The question

How much are those jeans?

Does it mean how much are those pairs of jeans? or how much is this pair of jeans? or possibly both?

And when someone flatters me:

I like your jeans

Does it mean they like the very pair I'm wearing, or does it mean all my pairs of jeans? or possibly both depending on context?



In almost all cases, phrases like "those jeans" or "your jeans" will refer to a single pair of jeans. If the speaker wants to refer to more than one pair, they'll add extra words like "all" or "always" to add this context. Examples:

1a. Are those jeans on sale? (one pair)

1b. Are all of the jeans on sale? (all the pairs in the store)

2a. I like your jeans! (the one pair you're wearing now)

2b. I always like your jeans! (every pair I have ever seen you wearing)

Sometimes that context might be provided with gestures instead of words. If I asked a store clerk, "Are those jeans on sale?" while making a sweeping gesture with my hand across an entire shelf of jeans, then that would mean that I'm referring to all of them. If I'm pointing with my hand not moving, then I'm probably pointing at one pair.
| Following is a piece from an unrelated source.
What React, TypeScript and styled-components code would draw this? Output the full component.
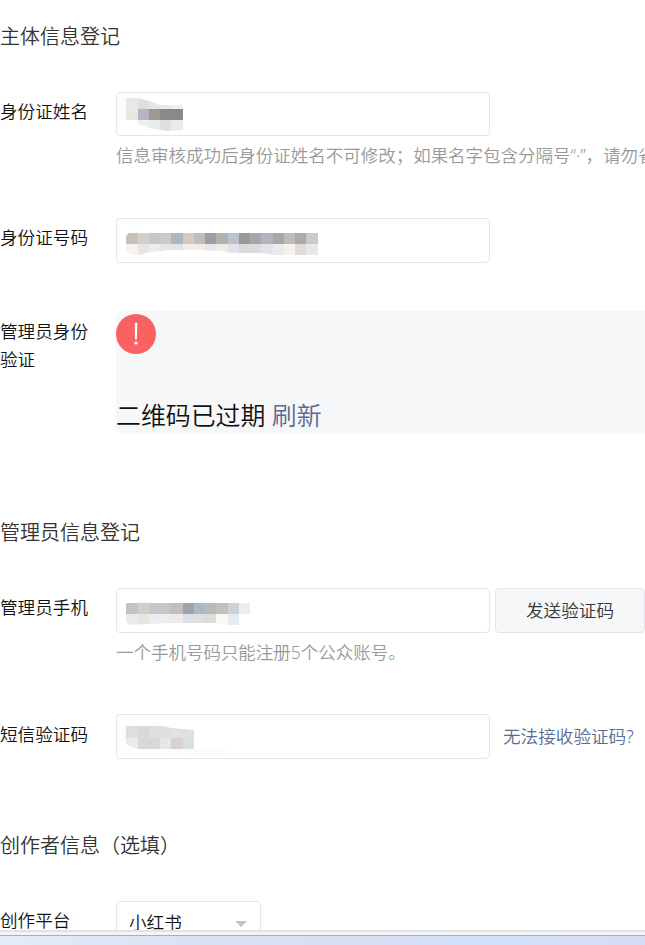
import { useState } from 'react'
import styled, { createGlobalStyle } from 'styled-components'

const GlobalStyle = createGlobalStyle`
    * {
        box-sizing: border-box;
    }

    body {
        margin: 0;
        background-color: #fff;
        font-family: "Noto Sans", "Noto Sans CJK SC", sans-serif;
        font-size: 17.6px;
        font-weight: 350;
        line-height: 28px;
        color: #111;
    }
`

const Page = styled.div`
    display: flex;
    flex-direction: column;
    width: 645px;
    height: 945px;
    overflow: hidden;
`
const Content = styled.main`
    flex: 1;
    min-height: 0;
    padding-top: 22px;
    overflow: hidden;
    white-space: nowrap;
`
const Section = styled.section<{ $gap: number }>`
    margin-bottom: ${props => props.$gap}px;
`
const Title = styled.h2`
    margin: 0;
    padding: 1px 0 41px;
    font-size: 20px;
    font-weight: 350;
    line-height: 28px;
    color: #333;
`
const Row = styled.div<{ $gap?: number }>`
    display: flex;
    align-items: flex-start;
    margin-bottom: ${props => props.$gap ?? 0}px;
`
const Label = styled.label<{ $top?: number }>`
    flex: none;
    width: 116px;
    padding: ${props => props.$top ?? 5}px 26px 0 0;
    white-space: normal;
`
const Field = styled.div`
    flex: 1;
    min-width: 0;
`
const Controls = styled.div`
    display: flex;
    align-items: center;
`
const InputBox = styled.div<{ $height?: number }>`
    flex: none;
    width: 374px;
    height: ${props => props.$height ?? 45}px;
    border: 1px solid #e4e5e8;
    border-radius: 4px;
    background-color: #fff;

    svg {
        display: block;
    }
`
const Hint = styled.p`
    margin: 5px 0 1px;
    font-size: 17.5px;
    letter-spacing: -0.02px;
    color: #999;
`
const SendButton = styled.button`
    flex: none;
    width: 150px;
    height: 45px;
    margin-left: 5px;
    padding: 0 0 2px;
    border: 1px solid #e4e5e8;
    border-radius: 4px;
    background-color: #f6f7f9;
    font: inherit;
    color: #353535;
    cursor: pointer;
`
const Link = styled.a`
    color: #576b95;
    cursor: pointer;
`
const HelpLink = styled(Link)`
    margin-left: 13px;
    padding-bottom: 2px;
`
const QrPanel = styled.div`
    flex: none;
    display: flex;
    flex-direction: column;
    justify-content: space-between;
    width: 640px;
    height: 123px;
    padding: 3px 0 1px;
    border-radius: 8px;
    background-color: #f6f7f9;

    svg {
        display: block;
    }
`
const QrMessage = styled.p`
    margin: 0;
    font-size: 24.9px;
    line-height: 36px;
`
const Select = styled.div`
    display: flex;
    align-items: center;
    justify-content: space-between;
    width: 145px;
    height: 45px;
    padding: 0 13px 0 12px;
    border: 1px solid #e4e5e8;
    border-radius: 4px;
    cursor: pointer;
`
const SelectValue = styled.span`
    padding-bottom: 4px;
`
const BottomBar = styled.footer`
    flex: none;
    height: 15px;
    border-top: 2px solid #e3e3e3;
    background-color: #f4f4f4;
    padding-top: 3px;
`
const Desktop = styled.div`
    height: 10px;
    border-top: 1px solid #a9afbd;
    background: linear-gradient(90deg, #e1edf7 0, #d9e3f6 180px, #d6def4 380px, #d0e1fa 480px, #d4e0f8 560px, #d6dcf3 645px);
`

type MosaicRow = { y: number; height: number; start?: number; colors: string[] }

type MosaicProps = {
    id: string
    xs: number[]
    rows: MosaicRow[]
    outline: string
    haze?: string
}

// Masked input value, drawn as blocks cut by a brush outline
const Mosaic = ({ id, xs, rows, outline, haze }: MosaicProps) => (
    <svg width='250' height='42' viewBox='0 0 250 42' shapeRendering='crispEdges'>
        <clipPath id={id}><path d={outline} /></clipPath>
        {haze && <path d={haze} fill='#fcfcfc' />}
        <g clipPath={`url(#${id})`}>
            {rows.map(row => row.colors.map((color, i) => {
                const n = i + (row.start ?? 0)
                return <rect key={`${row.y}-${n}`} x={xs[n]} y={row.y} width={xs[n + 1] - xs[n]} height={row.height} fill={color} />
            }))}
        </g>
    </svg>
)

const NameMosaic = () => (
    <Mosaic
        id='name'
        xs={[9, 21, 32, 43, 54, 66]}
        rows={[
            { y: 5, height: 11, colors: ['#e8e8e6', '#dedfe0', '#e5e5e5', '#e8e8e9', '#eeefef'] },
            { y: 16, height: 11, colors: ['#e5e8df', '#b4b5c0', '#a0978f', '#868a8d', '#868a8d'] },
            { y: 27, height: 11, start: 1, colors: ['#eeeff2', '#e9ebed', '#dededf', '#ebebec'] }
        ]}
        outline='M9 5H21L32 8L43 12H66V37L50 38L32 35L21 31V27H9Z'
        haze='M0 7L9 3V27H0Z'
    />
)

const IdMosaic = () => (
    <Mosaic
        id='idcard'
        xs={[9, 21, 32, 43, 54, 66, 77, 88, 99, 111, 122, 133, 144, 156, 167, 178, 189, 201]}
        rows={[
            {
                y: 14, height: 11,
                colors: ['#c9c0b9', '#d0d1cc', '#c5c7ca', '#c8cac9', '#adb7be', '#d4cac3', '#c1bcb6', '#989fa6', '#b4b2ac', '#bac3ce', '#999999', '#a9a5a5', '#b1b5c0', '#a9a8a7', '#c0bbb8', '#b0aaa5', '#cbcacd']
            },
            {
                y: 25, height: 11,
                colors: ['#f7f3f0', '#e6e5e5', '#eaedef', '#e5e5e5', '#e4e5e6', '#f5ece6', '#f0ebe7', '#e6e6e9', '#eeecea', '#e1e3e6', '#d9dbda', '#dadcdf', '#e4e5eb', '#ecebea', '#f5f1ed', '#e0dbd9', '#e6e9e9']
            }
        ]}
        outline='M12 14H201V36H157L144 34H115L105 32L87 31H50L29 34L24 36H14L9 31V17Z'
    />
)

const PhoneMosaic = () => (
    <Mosaic
        id='phone'
        xs={[9, 21, 32, 43, 54, 66, 77, 88, 99, 111, 122, 133]}
        rows={[
            {
                y: 14, height: 11,
                colors: ['#c3c3c1', '#cfd0cb', '#c4c6c8', '#c5c6c5', '#c0bfbe', '#9da3b0', '#adb8c2', '#babab8', '#c5c0b9', '#cdd2d7', '#e8edf0']
            },
            {
                y: 25, height: 11,
                colors: ['#ebebeb', '#e6e5e4', '#ecedf2', '#ebedef', '#edeae8', '#dae0e4', '#dedfe1', '#dcdcdd', '#f8f9f5', '#e6ebef']
            }
        ]}
        outline='M10 14H133V25H122V36H113L99 34H55L30 35L14 36L9 33V15Z'
    />
)

const CodeMosaic = () => (
    <Mosaic
        id='code'
        xs={[9, 21, 32, 43, 54, 66, 77]}
        rows={[
            { y: 11, height: 12, colors: ['#dfdedc', '#d8dad8', '#dfdfdd', '#dfdfdd', '#e0e1e3', '#dce0e4'] },
            { y: 23, height: 11, colors: ['#e9ebf0', '#d9d8d8', '#d4d8d7', '#e5e6e6', '#d5d3d2', '#dadfe2'] }
        ]}
        outline='M9 11H47L54 13L77 15V34H21L12 31L9 29Z'
        haze='M5 14L9 11V29H5ZM35 34H112L108 41H85L35 35Z'
    />
)

const App = () => {

    const [platform] = useState('小红书')

    return (
        <Page>
            <GlobalStyle />
            <Content>
                <Section $gap={84}>
                    <Title>主体信息登记</Title>
                    <Row $gap={48}>
                        <Label>身份证姓名</Label>
                        <Field>
                            <InputBox $height={44}><NameMosaic /></InputBox>
                            <Hint>信息审核成功后身份证姓名不可修改；如果名字包含分隔号“·”，请勿省略。</Hint>
                        </Field>
                    </Row>
                    <Row $gap={48}>
                        <Label>身份证号码</Label>
                        <InputBox><IdMosaic /></InputBox>
                    </Row>
                    <Row>
                        <Label $top={6}>管理员身份验证</Label>
                        <QrPanel>
                            <svg width='40' height='40' viewBox='0 0 40 40'>
                                <circle cx='20' cy='20' r='20' fill='#fa6163' />
                                <path d='M18.7 8.7H21.3L20.9 25.5H19.1Z' fill='#fff' />
                                <circle cx='20' cy='29' r='1.6' fill='#fff' />
                            </svg>
                            <QrMessage>二维码已过期 <Link>刷新</Link></QrMessage>
                        </QrPanel>
                    </Row>
                </Section>
                <Section $gap={72}>
                    <Title>管理员信息登记</Title>
                    <Row $gap={47}>
                        <Label>管理员手机</Label>
                        <Field>
                            <Controls>
                                <InputBox><PhoneMosaic /></InputBox>
                                <SendButton>发送验证码</SendButton>
                            </Controls>
                            <Hint>一个手机号码只能注册5个公众账号。</Hint>
                        </Field>
                    </Row>
                    <Row>
                        <Label $top={6}>短信验证码</Label>
                        <Controls>
                            <InputBox><CodeMosaic /></InputBox>
                            <HelpLink>无法接收验证码?</HelpLink>
                        </Controls>
                    </Row>
                </Section>
                <Section $gap={0}>
                    <Title>创作者信息（选填）</Title>
                    <Row>
                        <Label>创作平台</Label>
                        <Select>
                            <SelectValue>{platform}</SelectValue>
                            <svg width='12' height='6' viewBox='0 0 12 6'>
                                <path d='M0 0H12L6 6Z' fill='#c2c2c2' />
                            </svg>
                        </Select>
                    </Row>
                </Section>
            </Content>
            <BottomBar><Desktop /></BottomBar>
        </Page>
    )
}

export default App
  • Thank you! That really helps. However, I'm not sure if which one? would be considered a correct probing answer. Can we use one to refer to a single pair of jeans, or does it have to be which ones? – Sara Oct 14 '18 at 22:12

They both refer to the pair you are wearing at the moment, or any others identical to them that I might find in the store.

These questions do NOT refer to other jeans that you own, which are different in style or origin from the ones you are currently wearing.